5. Once you decide on a pattern or framework, keep track of your decisions so you can avoid inconsistancies.
Now, here's the other side of this concept. Let's say you have a world where there's no - for example, concept of a formalized civil union in any manner. People tend to try to find patterns in things. If you say there's no getting married simply because you don't want to deal with said plot line, or because you want to make things different, I, as a reader, will be wondering why. Why did this come about? How did things change? What does this say about authorial intent? Why does this improve the story? Of course, you can create settings that lack any number of things compared to the real world (any historical setting, for example, will lack modern technology.) However, there's usually a few things that are good to consider if you're eliminating a pattern or framework:
1. Why isn't it there? Did it never evolve into the society or wasn't needed? Did someone deliberately encourage this?
2. What's replaced it? If you've taken out, say, all kissing, what are common courting procedures? How do people flirt? What does this say about physical intimacy? Are other kinds of touching not typical?
3. What can you do with the absence of this? How does it help your story?

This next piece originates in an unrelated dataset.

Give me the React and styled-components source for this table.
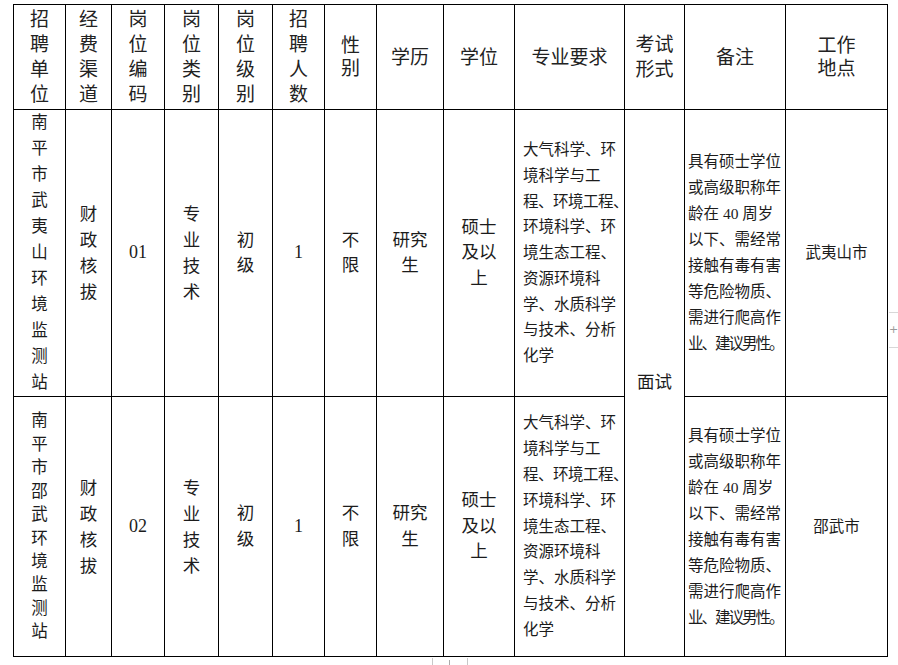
import React from "react";
import styled, { createGlobalStyle } from "styled-components";

const Global = createGlobalStyle`
  html, body { margin: 0; padding: 0; background: #fff; }
  body {
    font-family: "Liberation Serif", "Noto Sans CJK SC", serif;
    color: #1c1c1c;
    width: 898px;
    height: 665px;
    overflow: hidden;
  }
`;

const Page = styled.div`
  position: relative;
  width: 898px;
  height: 665px;
  padding: 4px 0 0 13px;
  box-sizing: border-box;
`;

const Table = styled.div`
  display: grid;
  grid-template-columns: 51px 45px 52px 53px 53px 51px 51px 66px 70px 109px 59px 100px 101px;
  grid-template-rows: 104px 286px 259px;
  gap: 1px;
  width: max-content;
  background: #000;
  border: 1px solid #000;
`;

const Cell = styled.div`
  background: #fff;
  display: flex;
  flex-direction: column;
  justify-content: center;
  align-items: ${(p) => (p.$left ? "flex-start" : "center")};
  padding: ${(p) => p.$pad || "0"};
  box-sizing: border-box;
  font-size: ${(p) => p.$size || 17.5}px;
  line-height: ${(p) => p.$lh || 25.5}px;
  white-space: nowrap;
  text-align: ${(p) => (p.$left ? "left" : "center")};
  ${(p) => (p.$span ? "grid-row: 2 / span 2; grid-column: 11;" : "")}
`;

const Head = styled(Cell)`
  font-size: 19px;
  color: #222;
  letter-spacing: ${(p) => p.$ls || 0}px;
`;

const Line = styled.span`
  display: block;
  letter-spacing: ${(p) => p.$tight || 0}px;
`;

const Num = styled.span`
  font-family: "Liberation Serif", serif;
  font-size: 18px;
`;

const Handle = styled.div`
  position: absolute;
  left: 889px;
  top: 312px;
  width: 9px;
  height: 34px;
  border-top: 1px solid #d8d8d8;
  border-bottom: 1px solid #d8d8d8;
  color: #9a9a9a;
  font-family: "DejaVu Sans", sans-serif;
  font-size: 11px;
  line-height: 34px;
  text-align: left;
  overflow: hidden;
`;

const BottomTab = styled.div`
  position: absolute;
  left: 432px;
  top: 658px;
  width: 34px;
  height: 7px;
  border-left: 1px solid #c8c8c8;
  border-right: 1px solid #c8c8c8;
  &::after {
    content: "";
    position: absolute;
    left: 16px;
    top: 2px;
    width: 1px;
    height: 5px;
    background: #aaa;
  }
`;

const Lines = ({ items }) =>
  items.map((t, i) =>
    typeof t === "string" ? (
      <Line key={i}>{t}</Line>
    ) : (
      <Line key={i} $tight={t.tight}>
        {t.text}
      </Line>
    )
  );

const headers = [
  { l: ["招", "聘", "单", "位"] },
  { l: ["经", "费", "渠", "道"] },
  { l: ["岗", "位", "编", "码"] },
  { l: ["岗", "位", "类", "别"] },
  { l: ["岗", "位", "级", "别"] },
  { l: ["招", "聘", "人", "数"] },
  { l: ["性", "别"], lh: 23 },
  { l: ["学历"], ls: 2 },
  { l: ["学位"] },
  { l: ["专业要求"] },
  { l: ["考试", "形式"], lh: 25 },
  { l: ["备注"] },
  { l: ["工作", "地点"], lh: 23 },
];

const major = [
  "大气科学、环",
  "境科学与工",
  { text: "程、环境工程、", tight: -0.5 },
  "环境科学、环",
  "境生态工程、",
  "资源环境科",
  "学、水质科学",
  "与技术、分析",
  "化学",
];

const note = [
  "具有硕士学位",
  "或高级职称年",
  "龄在 40 周岁",
  "以下、需经常",
  "接触有毒有害",
  "等危险物质、",
  "需进行爬高作",
  { text: "业、建议男性。", tight: -2 },
];

const rows = [
  { unit: "南平市武夷山环境监测站", code: "01", place: "武夷山市", unitLh: 26 },
  { unit: "南平市邵武环境监测站", code: "02", place: "邵武市", unitLh: 23.4 },
];

export default function App() {
  return (
    <>
      <Global />
      <Page>
        <Table>
          {headers.map((h, i) => (
            <Head key={i} $lh={h.lh || 25} $ls={h.ls}>
              <Lines items={h.l} />
            </Head>
          ))}
          {rows.map((r, ri) => (
            <React.Fragment key={ri}>
              <Cell $size={16.5} $lh={r.unitLh}>
                <Lines items={r.unit.split("")} />
              </Cell>
              <Cell $lh={26}>
                <Lines items={["财", "政", "核", "拔"]} />
              </Cell>
              <Cell>
                <Num>{r.code}</Num>
              </Cell>
              <Cell $lh={26}>
                <Lines items={["专", "业", "技", "术"]} />
              </Cell>
              <Cell>
                <Lines items={["初", "级"]} />
              </Cell>
              <Cell>
                <Num>1</Num>
              </Cell>
              <Cell>
                <Lines items={["不", "限"]} />
              </Cell>
              <Cell>
                <Lines items={["研究", "生"]} />
              </Cell>
              <Cell>
                <Lines items={["硕士", "及以", "上"]} />
              </Cell>
              <Cell $left $size={15.5} $lh={25.8} $pad="0 0 0 8px">
                <Lines items={major} />
              </Cell>
              {ri === 0 && (
                <Cell $span>
                  <Line>面试</Line>
                </Cell>
              )}
              <Cell $left $size={15.5} $lh={26} $pad="0 0 0 3px">
                <Lines items={note} />
              </Cell>
              <Cell $size={15.5}>
                <Line>{r.place}</Line>
              </Cell>
            </React.Fragment>
          ))}
        </Table>
        <Handle>+</Handle>
        <BottomTab />
      </Page>
    </>
  );
}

4. Where is it applicable in your story? Where is it not applicable? If it's a regional thing, how would an outsider react to this strange fact? Is it even noticeable? Are your people aware that X is not 'normal' according to Y's culture? Bear in mind that nomalcy for your characters is not the same as normalcy for your readers. Your reader may find X to be bizarre and repugnant, but that does not mean that Joe, raised in that world, would find X to be bizarre. (I've read stories with areas with very liberal sexual views, but characters who exhibit extremely typically conservative American views. The author seems to assume that the reader must have this view point character to identify with the story even if the writing is good enough to draw the reader in.)